For the 2nd exercise the PicoRV32 Makefile expects a toolchain with certain properties in /opt/riscv32i. The easiest way to build this is to check out the PicoRV32 github repo and run make -j$(nproc) build-riscv32i-tools (see this for prerequisites and more documentation on the process).

For the 2nd exercise you will also need Icarus Verilog. If your distribution packages v10 or better then this is fine, otherwise you'll need to build it from source.

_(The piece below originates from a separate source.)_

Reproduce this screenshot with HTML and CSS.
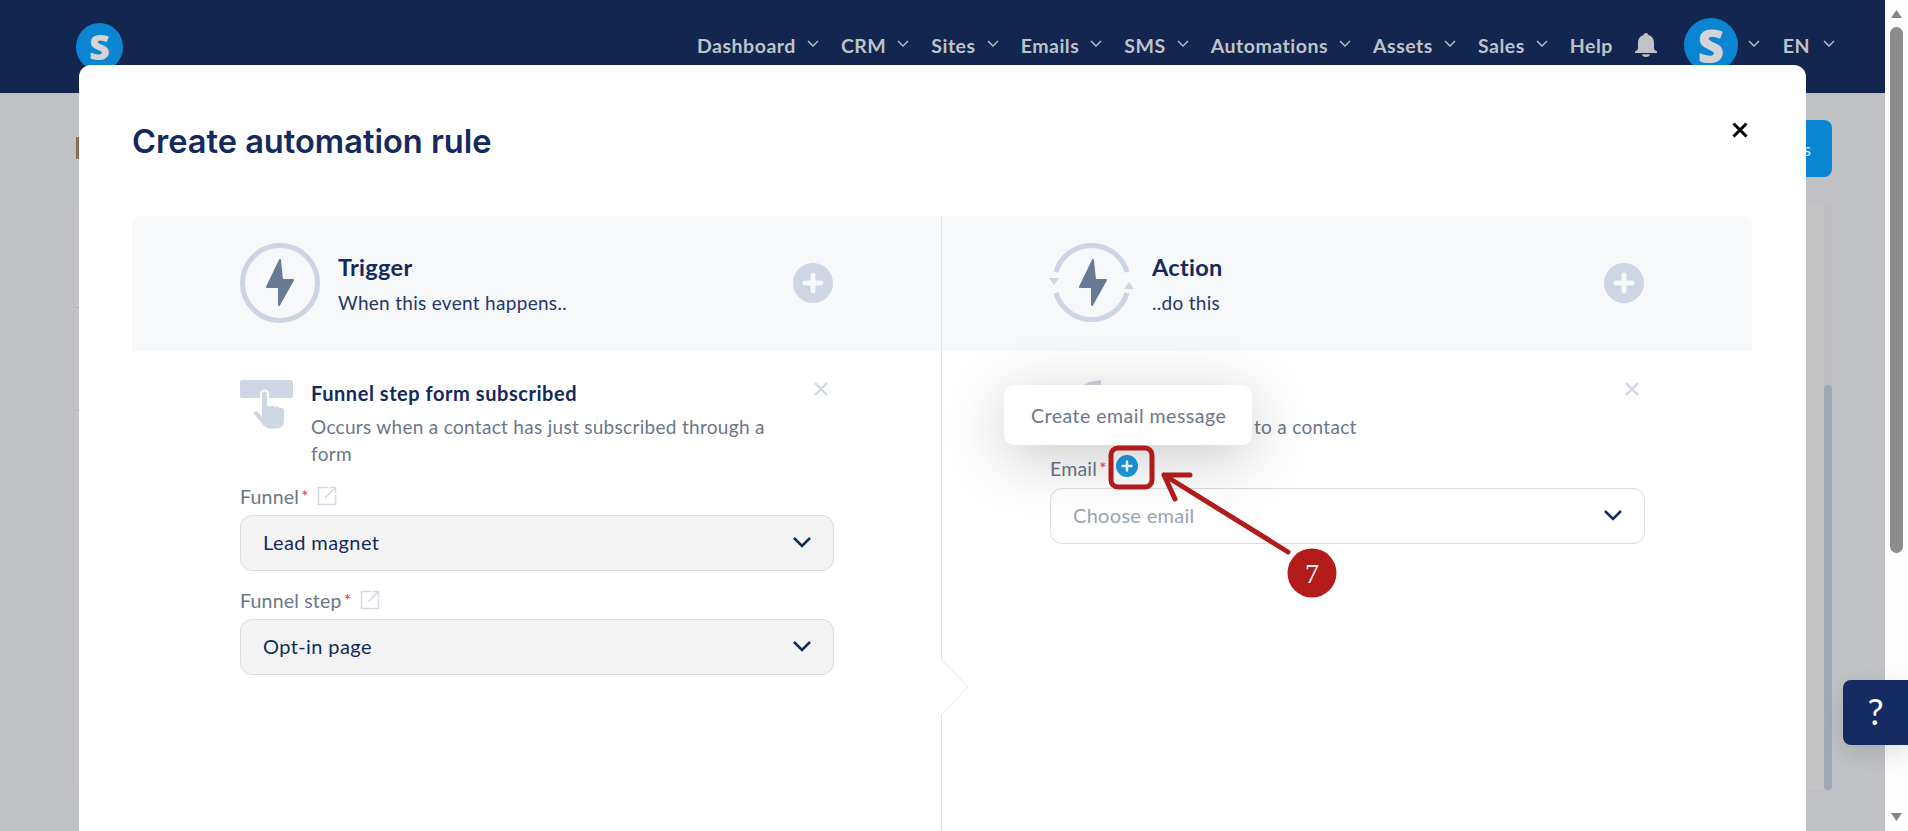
FILE: index.html
```html
<!DOCTYPE html>
<html lang="en">
<head>
<meta charset="utf-8">
<title>Create automation rule</title>
<link rel="stylesheet" href="styles.css">
</head>
<body>
<div class="app">
  <div class="page">
    <header class="topbar">
      <div class="logo">S</div>
      <nav class="nav">
        <span class="nav-item">Dashboard<svg class="nav-chev" viewBox="0 0 12 7"><path d="M1 1l5 5 5-5"/></svg></span>
        <span class="nav-item">CRM<svg class="nav-chev" viewBox="0 0 12 7"><path d="M1 1l5 5 5-5"/></svg></span>
        <span class="nav-item">Sites<svg class="nav-chev" viewBox="0 0 12 7"><path d="M1 1l5 5 5-5"/></svg></span>
        <span class="nav-item">Emails<svg class="nav-chev" viewBox="0 0 12 7"><path d="M1 1l5 5 5-5"/></svg></span>
        <span class="nav-item">SMS<svg class="nav-chev" viewBox="0 0 12 7"><path d="M1 1l5 5 5-5"/></svg></span>
        <span class="nav-item">Automations<svg class="nav-chev" viewBox="0 0 12 7"><path d="M1 1l5 5 5-5"/></svg></span>
        <span class="nav-item">Assets<svg class="nav-chev" viewBox="0 0 12 7"><path d="M1 1l5 5 5-5"/></svg></span>
        <span class="nav-item">Sales<svg class="nav-chev" viewBox="0 0 12 7"><path d="M1 1l5 5 5-5"/></svg></span>
        <span class="nav-item help">Help</span>
        <svg class="bell" viewBox="0 0 22 24"><path d="M11 0c1.400 0 2.300.9 2.400 2.100C17 3.100 19 6 19 10v5c0 1.400 1 2.500 3 3.600V20H0v-1.400C2 17.500 3 16.400 3 15v-5c0-4 2-6.900 5.600-7.900C8.700.9 9.600 0 11 0z"/><path d="M7 21.200h8c0 1.600-1.600 2.800-4 2.800s-4-1.200-4-2.800z"/></svg>
        <div class="avatar">S</div>
        <svg class="nav-chev avatar-chev" viewBox="0 0 12 7"><path d="M1 1l5 5 5-5"/></svg>
        <span class="nav-item lang">EN<svg class="nav-chev" viewBox="0 0 12 7"><path d="M1 1l5 5 5-5"/></svg></span>
      </nav>
    </header>
    <main class="backdrop">
      <div class="back-tools">
        <div class="back-heading"></div>
        <div class="back-button">Rules</div>
      </div>
      <div class="back-panel">
        <div class="back-table">
          <div class="back-row"></div>
          <div class="back-row"></div>
        </div>
        <div class="back-track"><div class="back-thumb"></div></div>
      </div>
    </main>
  </div>
  <aside class="scrollbar">
    <svg class="scroll-arrow" viewBox="0 0 11 8"><path d="M5.500 0L11 8H0z"/></svg>
    <div class="scroll-thumb"></div>
    <svg class="scroll-arrow scroll-down" viewBox="0 0 11 8"><path d="M0 0h11L5.500 8z"/></svg>
  </aside>
</div>

<section class="modal">
  <div class="modal-head">
    <h1 class="modal-title">Create automation rule</h1>
    <svg class="modal-close" viewBox="0 0 16 16"><path d="M1.500 1.500l13 13M14.500 1.500l-13 13"/></svg>
  </div>
  <div class="builder">
    <div class="head-cell">
      <svg class="head-icon" viewBox="0 0 80 80">
        <circle class="ring" cx="40" cy="40" r="37.500"/>
        <path class="bolt" d="M40 17L27 44h12l0 18 14-25H42z"/>
      </svg>
      <div class="head-text">
        <div class="head-name">Trigger</div>
        <div class="head-desc">When this event happens..</div>
      </div>
      <svg class="head-plus" viewBox="0 0 40 40"><circle cx="20" cy="20" r="20"/><path d="M20 12v16M12 20h16"/></svg>
    </div>
    <div class="head-cell head-right">
      <svg class="head-icon action-icon" viewBox="0 0 85 80">
        <path class="ring" d="M7 29A37 37 0 0 1 78 29"/>
        <path class="ring" d="M7 50A37 37 0 0 0 78 50"/>
        <path class="tip" d="M0 35h10l-5 7zM75 46h10l-5-7z"/>
        <path class="bolt" d="M44 17L31 44h12l0 18 14-25H46z"/>
      </svg>
      <div class="head-text">
        <div class="head-name">Action</div>
        <div class="head-desc">..do this</div>
      </div>
      <svg class="head-plus" viewBox="0 0 40 40"><circle cx="20" cy="20" r="20"/><path d="M20 12v16M12 20h16"/></svg>
    </div>

    <div class="body-cell">
      <div class="event">
        <svg class="event-icon" viewBox="0 0 53 50">
          <rect class="event-fill" x="0" y="0" width="53" height="18" rx="2"/>
          <path class="event-fill event-hand" d="M21 14c0-2 1.500-3.500 3.500-3.500S28 12 28 14v11l2 .5c1-1.500 4-1.500 5 .5 1.500-1 4-.5 5 1 2-.5 5 .5 5 3.500v10c0 5-3 9-9 9h-6c-3 0-5-1-7-3l-9-11c-1.500-2-1.500-3.500 0-4.500s3.500-.5 5 1l2 2.500z"/>
        </svg>
        <div class="event-text">
          <div class="event-name">Funnel step form subscribed</div>
          <div class="event-desc">Occurs when a contact has just subscribed through a form</div>
        </div>
        <svg class="event-close" viewBox="0 0 14 14"><path d="M1 1l12 12M13 1L1 13"/></svg>
      </div>
      <div class="field-label">Funnel<span class="req">*</span>
        <svg class="ext" viewBox="0 0 20 20"><path d="M11 1.500H1.500v17h17V9M8 12L18.500 1.500M12.500 1.500h6v6"/></svg>
      </div>
      <div class="select filled">Lead magnet<svg class="select-chev" viewBox="0 0 20 12"><path d="M2 2l8 8 8-8"/></svg></div>
      <div class="field-label label-next">Funnel step<span class="req">*</span>
        <svg class="ext" viewBox="0 0 20 20"><path d="M11 1.500H1.500v17h17V9M8 12L18.500 1.500M12.500 1.500h6v6"/></svg>
      </div>
      <div class="select filled">Opt-in page<svg class="select-chev" viewBox="0 0 20 12"><path d="M2 2l8 8 8-8"/></svg></div>
    </div>

    <div class="body-cell body-right">
      <div class="event">
        <svg class="event-icon" viewBox="0 0 53 50"><path class="event-fill" d="M39 2l12-2v24L2 24z"/></svg>
        <div class="event-text">
          <div class="event-name">Send email</div>
          <div class="event-desc">Sends an email to a contact</div>
        </div>
        <svg class="event-close" viewBox="0 0 14 14"><path d="M1 1l12 12M13 1L1 13"/></svg>
      </div>
      <div class="field-label email-label">Email<span class="req">*</span>
        <svg class="add-email" viewBox="0 0 22 22"><circle cx="11" cy="11" r="11"/><path d="M11 6.500v9M6.500 11h9"/></svg>
      </div>
      <div class="select placeholder">Choose email<svg class="select-chev" viewBox="0 0 20 12"><path d="M2 2l8 8 8-8"/></svg></div>
      <div class="tooltip">Create email message</div>
      <svg class="notch" viewBox="0 0 28 58"><path class="notch-fill" d="M0 1L27 29 0 57z"/><path class="notch-line" d="M0 1L27 29 0 57"/></svg>
    </div>
  </div>
</section>

<div class="help-button">?</div>

<svg class="annotation" viewBox="0 0 1908 831">
  <rect class="ann-line" x="1111" y="448" width="41" height="39" rx="7"/>
  <path class="ann-line" d="M1288 552L1164 475M1164 475L1190 475M1164 475L1175 499"/>
  <circle class="ann-dot" cx="1312" cy="573" r="24.500"/>
  <text class="ann-num" x="1312" y="583">7</text>
</svg>
</body>
</html>
```

FILE: styles.css
```css
* { box-sizing: border-box; }
html, body { margin: 0; height: 100%; overflow: hidden; }
body { font-family: "Lato", "Open Sans", sans-serif; color: #14295c; background: #bfc1c4; }

.app { display: flex; height: 831px; }
.page { flex: 1; min-width: 0; display: flex; flex-direction: column; background: #bfc1c4; }

.topbar { height: 93px; background: #13264f; position: relative; display: flex; padding: 23px 0 0 76px; flex: none; }
.logo { width: 47px; height: 48px; border-radius: 50%; background: #0a85d1; color: #d2d4d6; font: 800 36px/47px "Open Sans", sans-serif; text-align: center; flex: none; }
.nav { display: flex; align-items: center; height: 44px; margin-left: 574px; color: #bfc3c9; font-weight: 700; font-size: 19.500px; letter-spacing: .51px; white-space: nowrap; }
.nav-item { display: flex; align-items: center; }
.nav-chev { width: 12px; height: 7px; margin: 0 22px 0 11px; fill: none; stroke: #bfc3c9; stroke-width: 1.400; flex: none; position: relative; top: -2px; }
.help { margin-right: 22px; }
.bell { width: 22px; height: 24px; fill: #bfc3c9; flex: none; }
.avatar { width: 54px; height: 54px; border-radius: 50%; background: #0a85d1; color: #d2d4d6; font: 800 46px/54px "Open Sans", sans-serif; text-align: center; margin-left: 27px; flex: none; letter-spacing: 0; }
.avatar-chev { margin-left: 10px; margin-right: 23px; }
.lang .nav-chev { margin-left: 13px; margin-right: 0; }

.backdrop { flex: 1; display: flex; flex-direction: column; padding: 27px 53px 41px 76px; }
.back-tools { display: flex; justify-content: space-between; align-items: flex-start; height: 84px; }
.back-heading { width: 3px; height: 22px; margin-top: 17px; background: #8b6a55; }
.back-button { width: 130px; height: 57px; background: #0a85d1; color: #d5e6f2; border-radius: 8px; display: flex; align-items: center; justify-content: flex-end; padding-right: 21px; font-size: 18px; }
.back-panel { flex: 1; display: flex; }
.back-table { flex: 1; background: #c5c5c5; padding-top: 103px; }
.back-row { width: 4px; height: 103px; border-top: 1px solid #a8a8a8; }
.back-track { width: 8px; background: #bdbdbf; border-radius: 4px; display: flex; flex-direction: column; justify-content: flex-end; }
.back-thumb { height: 405px; background: #9fa8b5; border-radius: 4px; }

.scrollbar { width: 23px; flex: none; background: #fdfdfd; display: flex; flex-direction: column; align-items: center; padding: 10px 0 10px; }
.scroll-arrow { width: 11px; height: 8px; fill: #858585; flex: none; }
.scroll-thumb { width: 13px; height: 526px; margin-top: 9px; border-radius: 7px; background: #8c8c8c; }
.scroll-down { margin-top: auto; }

.modal { position: absolute; left: 79px; top: 65px; width: 1727px; height: 766px; background: #fff; border-radius: 12px 12px 0 0; padding: 48px 54px 0 53px; display: flex; flex-direction: column; overflow: hidden; }
.modal-head { display: flex; justify-content: space-between; height: 103px; flex: none; }
.modal-title { margin: 1px 0 0; font: 600 32.600px/54px "Inter", sans-serif; color: #14295c; }
.modal-close { width: 16px; height: 16px; margin: 9px 4px 0 0; fill: none; stroke: #000; stroke-width: 3; }

.builder { flex: 1; display: grid; grid-template-columns: 809px 1fr; grid-template-rows: 135px 1fr; }
.head-cell { background: #f7f8fa; display: flex; align-items: center; padding: 0 108px; border-top-left-radius: 10px; }
.head-right { border-left: 1px solid #e2e4e8; border-top-left-radius: 0; border-top-right-radius: 10px; padding-left: 107px; }
.head-icon { width: 80px; height: 80px; flex: none; margin: -2px 18px 0 0; }
.action-icon { width: 85px; margin-right: 18px; }
.ring { fill: none; stroke: #ccd5e1; stroke-width: 5; }
.tip { fill: #ccd5e1; }
.bolt { fill: #6b7a94; stroke: #6b7a94; stroke-width: 2; stroke-linejoin: round; }
.head-text { flex: 1; }
.head-name { font-size: 23.500px; letter-spacing: .3px; font-weight: 700; line-height: 30px; }
.head-desc { font-size: 19px; letter-spacing: .3px; line-height: 26px; margin-top: 8px; color: #24376a; }
.head-plus { width: 40px; height: 40px; flex: none; margin-top: -2px; }
.head-plus circle { fill: #cdd6e2; }
.head-plus path { stroke: #f7f8fa; stroke-width: 5; stroke-linecap: round; fill: none; }

.body-cell { padding: 29px 107px 0 108px; position: relative; }
.body-right { border-left: 1px solid #e2e4e8; padding-left: 108px; }
.event { display: flex; }
.event-icon { width: 53px; height: 50px; flex: none; margin-right: 18px; }
.event-fill { fill: #cdd6e2; }
.event-hand { stroke: #fff; stroke-width: 2; }
.event-text { flex: 1; max-width: 480px; }
.event-name { font-size: 20px; letter-spacing: .55px; font-weight: 700; line-height: 26px; }
.event-desc { font-size: 19px; letter-spacing: .3px; line-height: 27px; margin-top: 7px; color: #6b7689; }
.event-close { width: 14px; height: 14px; flex: none; margin: 2px 6px 0 auto; fill: none; stroke: #ccd5e1; stroke-width: 2; }

.field-label { display: flex; align-items: center; height: 26px; margin-top: 17px; padding-bottom: 2px; font-size: 19.500px; letter-spacing: .2px; color: #6b7689; }
.label-next { margin-top: 17px; }
.req { color: #e8395f; font-size: 18px; line-height: 26px; margin-left: 2px; }
.ext { width: 20px; height: 20px; margin-left: 8px; fill: none; stroke: #d5dbe5; stroke-width: 1.600; }
.select { display: flex; align-items: center; justify-content: space-between; height: 56px; margin-top: 5px; padding: 0 21px 2px 22px; border: 1px solid #dcdcdc; border-radius: 12px; font-size: 20px; letter-spacing: .4px; }
.filled { background: #f3f3f3; }
.placeholder { color: #9aa3b2; margin-top: 6px; background: #fff; letter-spacing: .3px; }
.select-chev { width: 20px; height: 12px; fill: none; stroke: #14295c; stroke-width: 2.500; flex: none; }
.email-label { margin-top: 16px; }
.add-email { width: 22px; height: 22px; margin: -4px 0 0 9px; }
.add-email circle { fill: #1a9be6; }
.add-email path { stroke: #fff; stroke-width: 2.500; stroke-linecap: round; }

.tooltip { position: absolute; left: 62px; top: 34px; width: 248px; height: 60px; padding: 1px 0 0 27px; display: flex; align-items: center; background: #fff; border-radius: 10px; color: #6b7689; font-size: 19.500px; letter-spacing: .5px; box-shadow: 0 12px 60px rgba(0, 0, 0, .22); }
.notch { position: absolute; left: -1px; top: 307px; width: 28px; height: 58px; }
.notch-fill { fill: #fff; }
.notch-line { fill: none; stroke: #e6e6e6; stroke-width: 1; }

.help-button { position: absolute; left: 1843px; top: 680px; width: 65px; height: 65px; background: #142c62; border-radius: 8px 0 0 8px; color: #fff; font: 400 36px/63px "Lato", sans-serif; text-align: center; box-shadow: 0 8px 24px rgba(0, 0, 0, .12); }

.annotation { position: absolute; left: 0; top: 0; width: 1908px; height: 831px; pointer-events: none; }
.ann-line { fill: none; stroke: #b01c1c; stroke-width: 5; stroke-linecap: round; }
.ann-dot { fill: #b41c1c; }
.ann-num { fill: #fff; font: 400 28px "Liberation Serif", serif; text-anchor: middle; }
```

Exercise 1: Formally verify a core

Formally verify that PicoRV32 complies with the RISC-V ISA:

cd cores/picorv32
wget -O picorv32.v https://raw.githubusercontent.com/cliffordwolf/picorv32/master/picorv32.v
python3 ../../checks/genchecks.py
make -C checks -j$(nproc)

This will run on the order of four CPU hours (AMD Bulldozer at 3.6 GHz). It is over 60 individual checks than can all run in parallel if the machine has sufficient memory and cores. So if you run it on a large server you can completely verify the core in just a few minutes.

Now make a random change to picorv32.v and re-run the tests:

python3 ../../checks/genchecks.py
make -C checks -j$(nproc)

The check will likely fail now. (It will if the change did break ISA compliance of the core.)

If you have a 32 bit version of riscv-tools installed (riscv32-unknown-elf-gcc and riscv32-unknown-elf-objdump are in $PATH) then you can use disasm.py to display the sequence of instructions that caused the error.

Let's say liveness_ch0 is the check that failed:

python3 disasm.py checks/liveness_ch0/engine_0/trace.vcd

Or you can simply use gtkwave to display the counter example trace:

gtkwave checks/liveness_ch0/engine_0/trace.vcd checks.gtkw

Exercise 2: Build an RVFI Monitor and run it

An RVFI Monitor can be run side-by-side with your core and will detect when the core violates the ISA spec. RVFI monitors are synthesizable, so in addition to simulation they can also be used in FPGA emulation testing.

Let's build an RVFI Monitor to be used with PicoRV32. PicoRV32 supports the rv32ic ISA (-i rv32ic), its RVFI port is one channel wide (-c 1), and it performs memory operations with word alignment (-a):

cd monitor
python3 generate.py -i rv32ic -c 1 -a -p picorv32_rvfimon > picorv32_rvfimon.v

Next we need to clone the PicoRV32 git repository and copy the monitor core:

git clone https://github.com/cliffordwolf/picorv32.git
cp picorv32_rvfimon.v picorv32/rvfimon.v
cd picorv32

And then run the test bench with RVFI monitor support:

make test_rvf

(You will need to make minor changes to the Makefile if you don't have an rv32i toolchain installed in /opt/riscv32i.)

You can now try making changes to picorv32.v and see if the RVFI monitor catches errors in the test bench when you re-run make test_rvf.

You can also try running generate.py with -V. This will generate a monitor that prints some information about each packet it sees on the RVFI port.